Whipple shields and collision avoidance manoeuvres

The most common defence against MMOD is the “Whipple shield”, a layered protection system with an outer bumper and an inner rear wall separated by a gap. When high-speed debris strikes the bumper, it shatters into a cloud of fragments. By the time this cloud reaches the rear wall, its energy is spread out, allowing the structure to absorb the impact without catastrophic failure.

For larger, trackable debris, avoidance is the preferred strategy. Space agencies continuously monitor objects larger than 10 cm. If a collision risk is detected, spacecraft perform debris avoidance manoeuvres — small orbital adjustments using thrusters to move out of harm’s way.

How India’s Gaganyaan mission tackles the MMOD challenge

India’s human spaceflight mission “Gaganyaan” faces a unique constraint: it is a standalone mission with no space station to dock with in case of emergencies. However, its short duration — less than a week — significantly reduces the probability of a major debris strike.
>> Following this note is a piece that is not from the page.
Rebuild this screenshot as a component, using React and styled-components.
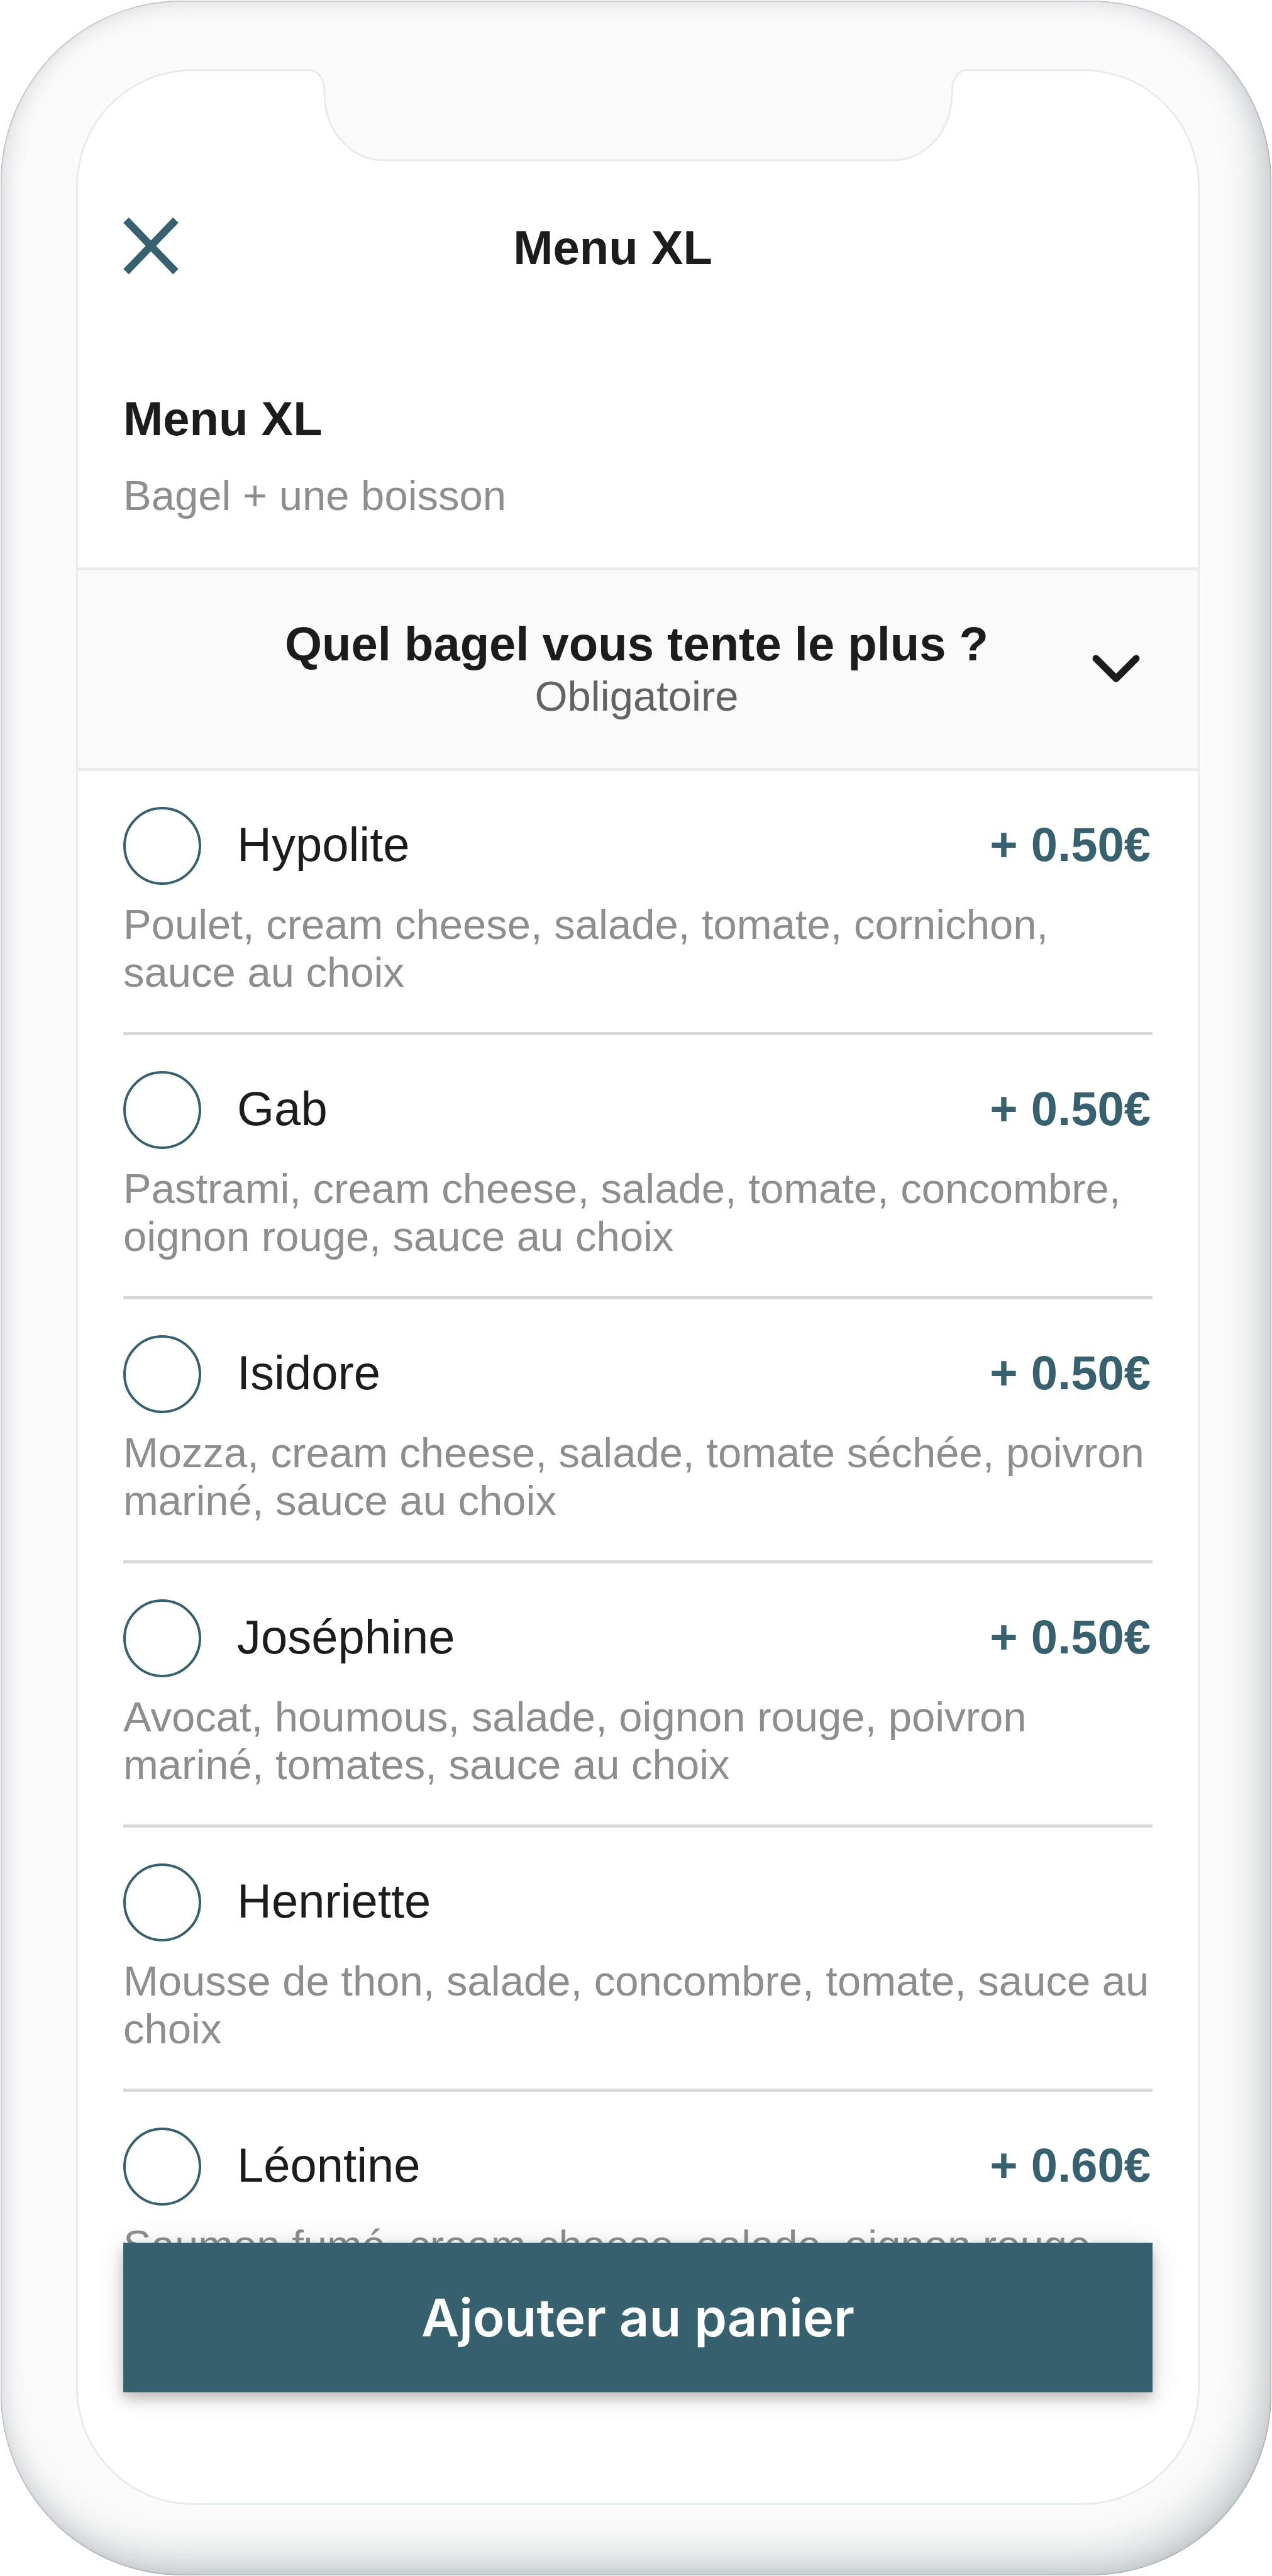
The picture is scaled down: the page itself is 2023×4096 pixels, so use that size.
import React, { useState } from "react";
import styled, { createGlobalStyle } from "styled-components";

const color = {
  teal: "#37616e",
  ink: "#1c1c1c",
  muted: "#8e8e8e",
  subtle: "#636363",
  rule: "#d8d8d8",
  edge: "#e6ebee",
  bandRule: "#ebebeb",
  band: "#fafafa",
};

const GlobalStyle = createGlobalStyle`
  *, *::before, *::after { box-sizing: border-box; }
  body {
    margin: 0;
    background: #fff;
    color: ${color.ink};
    font-family: "Liberation Sans", Arial, sans-serif;
  }
  h1, h2, p, ul { margin: 0; padding: 0; font-weight: inherit; }
  button { margin: 0; padding: 0; border: 0; background: none; color: inherit; font: inherit; cursor: pointer; }
`;

const Stage = styled.div`
  display: flex;
  height: 100vh;
  padding: 1px;
`;

const Phone = styled.div`
  flex: 1;
  display: flex;
  min-width: 0;
  padding: 109px 114px 112px 120px;
  border-radius: 288px;
  background: #fbfbfb;
  box-shadow:
    inset 0 0 2px 1px rgba(90, 100, 100, 0.4),
    inset 0 0 36px rgba(112, 118, 130, 0.22),
    inset -20px -32px 72px -8px rgba(124, 140, 142, 0.4);
`;

const Screen = styled.main`
  flex: 1;
  display: flex;
  flex-direction: column;
  min-width: 0;
  position: relative;
  border: 3px solid ${color.edge};
  border-radius: 186px;
  background: #fff;
`;

const Notch = styled.svg`
  position: absolute;
  top: -3px;
  left: 50%;
  margin-left: -530px;
  display: block;
`;

const Header = styled.header`
  display: grid;
  grid-template-columns: 88px 1fr 168px;
  align-items: end;
  padding: 232px 72px 182px;
`;

const CloseButton = styled.button`
  display: flex;
  padding-bottom: 2px;
`;

const Heading = styled.h1`
  font-size: 76px;
  font-weight: 700;
  line-height: 90px;
  text-align: ${(p) => p.$align || "left"};
`;

const Intro = styled.section`
  display: flex;
  flex-direction: column;
  gap: 39px;
  padding: 0 72px 76px;
`;

const Description = styled.p`
  color: ${(p) => p.$tone || color.muted};
  font-size: 67px;
  line-height: 76px;
`;

const QuestionBand = styled.section`
  display: grid;
  grid-template-columns: 112px 1fr 112px;
  align-items: center;
  padding: 72px 74px 76px 70px;
  border: solid ${color.bandRule};
  border-width: 5px 0;
  background: ${color.band};
  text-align: center;
`;

const QuestionText = styled.div`
  grid-column: 2;
`;

const ToggleButton = styled.button`
  display: flex;
  justify-content: center;
`;

const Options = styled.ul`
  flex: 1;
  min-height: 0;
  overflow: hidden;
  padding: 0 72px;
  list-style: none;
`;

const Option = styled.li`
  display: flex;
  flex-direction: column;
  gap: 25px;
  padding: 57px 0;
  border-bottom: 5px solid ${color.rule};
`;

const OptionHead = styled.div`
  display: flex;
  align-items: center;
`;

const Radio = styled.input`
  appearance: none;
  width: 124px;
  height: 124px;
  margin: 0 57px 0 0;
  border: 4px solid ${color.teal};
  border-radius: 50%;
  cursor: pointer;

  &:checked {
    background: radial-gradient(${color.teal} 0 50%, transparent 51%);
  }
`;

const Name = styled.label`
  flex: 1;
  padding-bottom: 5px;
  font-size: 76px;
  line-height: 90px;
  cursor: pointer;
`;

const Price = styled.span`
  padding: 0 3px 5px 0;
  color: ${color.teal};
  font-size: 76px;
  font-weight: 700;
  line-height: 90px;
`;

const Footer = styled.footer`
  display: flex;
  position: relative;
  padding: 0 72px 176px;
`;

const AddButton = styled.button`
  flex: 1;
  height: 238px;
  background: ${color.teal};
  box-shadow: 0 10px 20px rgba(0, 0, 0, 0.22), 0 4px 48px rgba(0, 0, 0, 0.1);
  color: #fff;
  font-family: Inter, sans-serif;
  font-size: 83px;
  font-weight: 600;
  line-height: 100px;
`;

const bagels = [
  { id: "hypolite", name: "Hypolite", price: "+ 0.50€", text: "Poulet, cream cheese, salade, tomate, cornichon, sauce au choix" },
  { id: "gab", name: "Gab", price: "+ 0.50€", text: "Pastrami, cream cheese, salade, tomate, concombre, oignon rouge, sauce au choix" },
  { id: "isidore", name: "Isidore", price: "+ 0.50€", text: "Mozza, cream cheese, salade, tomate séchée, poivron mariné, sauce au choix" },
  { id: "josephine", name: "Joséphine", price: "+ 0.50€", text: "Avocat, houmous, salade, oignon rouge, poivron mariné, tomates, sauce au choix" },
  { id: "henriette", name: "Henriette", text: "Mousse de thon, salade, concombre, tomate, sauce au choix" },
  { id: "leontine", name: "Léontine", price: "+ 0.60€", text: "Saumon fumé, cream cheese, salade, oignon rouge" },
];

export default function App() {
  const [choice, setChoice] = useState(null);

  return (
    <>
      <GlobalStyle />
      <Stage>
        <Phone>
          <Screen>
            <Notch width="1060" height="148" viewBox="0 0 1060 148" aria-hidden="true">
              <path
                d="M0 1.5 H6 C22 1.5 31 16 31 38 C31 102 76 145 126 145 H934 C984 145 1029 102 1029 38 C1029 16 1038 1.5 1054 1.5 H1060 V0 H0 Z"
                fill="#fafafa"
              />
              <path
                d="M0 1.5 H6 C22 1.5 31 16 31 38 C31 102 76 145 126 145 H934 C984 145 1029 102 1029 38 C1029 16 1038 1.5 1054 1.5 H1060"
                fill="none"
                stroke={color.edge}
                strokeWidth="3"
              />
            </Notch>

            <Header>
              <CloseButton type="button" aria-label="Fermer">
                <svg width="88" height="92" viewBox="0 0 88 92" fill="none" stroke={color.teal} strokeWidth="12">
                  <path d="M4.500 5 L83.500 87 M83.500 5 L4.500 87" />
                </svg>
              </CloseButton>
              <Heading $align="center">Menu XL</Heading>
            </Header>

            <Intro>
              <Heading as="h2">Menu XL</Heading>
              <Description>Bagel + une boisson</Description>
            </Intro>

            <QuestionBand>
              <QuestionText>
                <Heading as="h2" $align="center">Quel bagel vous tente le plus ?</Heading>
                <Description $tone={color.subtle}>Obligatoire</Description>
              </QuestionText>
              <ToggleButton type="button" aria-label="Replier">
                <svg
                  width="80"
                  height="48"
                  viewBox="0 0 80 48"
                  fill="none"
                  stroke={color.ink}
                  strokeWidth="11"
                  strokeLinecap="round"
                  strokeLinejoin="round"
                >
                  <path d="M8 9 L40 41 L72 9" />
                </svg>
              </ToggleButton>
            </QuestionBand>

            <Options>
              {bagels.map((b) => (
                <Option key={b.id}>
                  <OptionHead>
                    <Radio
                      type="radio"
                      name="bagel"
                      id={b.id}
                      checked={choice === b.id}
                      onChange={() => setChoice(b.id)}
                    />
                    <Name htmlFor={b.id}>{b.name}</Name>
                    {b.price && <Price>{b.price}</Price>}
                  </OptionHead>
                  <Description>{b.text}</Description>
                </Option>
              ))}
            </Options>

            <Footer>
              <AddButton type="button">Ajouter au panier</AddButton>
            </Footer>
          </Screen>
        </Phone>
      </Stage>
    </>
  );
}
Even so, protection against smaller, untracked fragments remains essential. Gaganyaan’s MMOD defence is based on internationally accepted human-rating standards, relying on passive shielding such as Whipple shields. To validate these designs, ISRO uses advanced modelling tools and ground-testing facilities, including hypervelocity impact tests conducted at DRDO’s Terminal Ballistics Research Laboratory in Chandigarh.

Why the MMOD problem is a collective responsibility

As human activity expands beyond Earth orbit — driven by national ambitions and commercial ventures — MMOD risks will only intensify unless mitigated collectively. Without strict debris-mitigation norms and “zero-junk” practices, Earth’s orbital highways could become too dangerous to use.

The Shenzhou-20 incident serves as a warning: space may look vast, but in Earth orbit, it is becoming dangerously crowded. Ensuring safe and sustainable access will depend not just on better engineering, but on global cooperation to keep space clean for future generations.

Originally written on December 24, 2025 and last modified on December 24, 2025.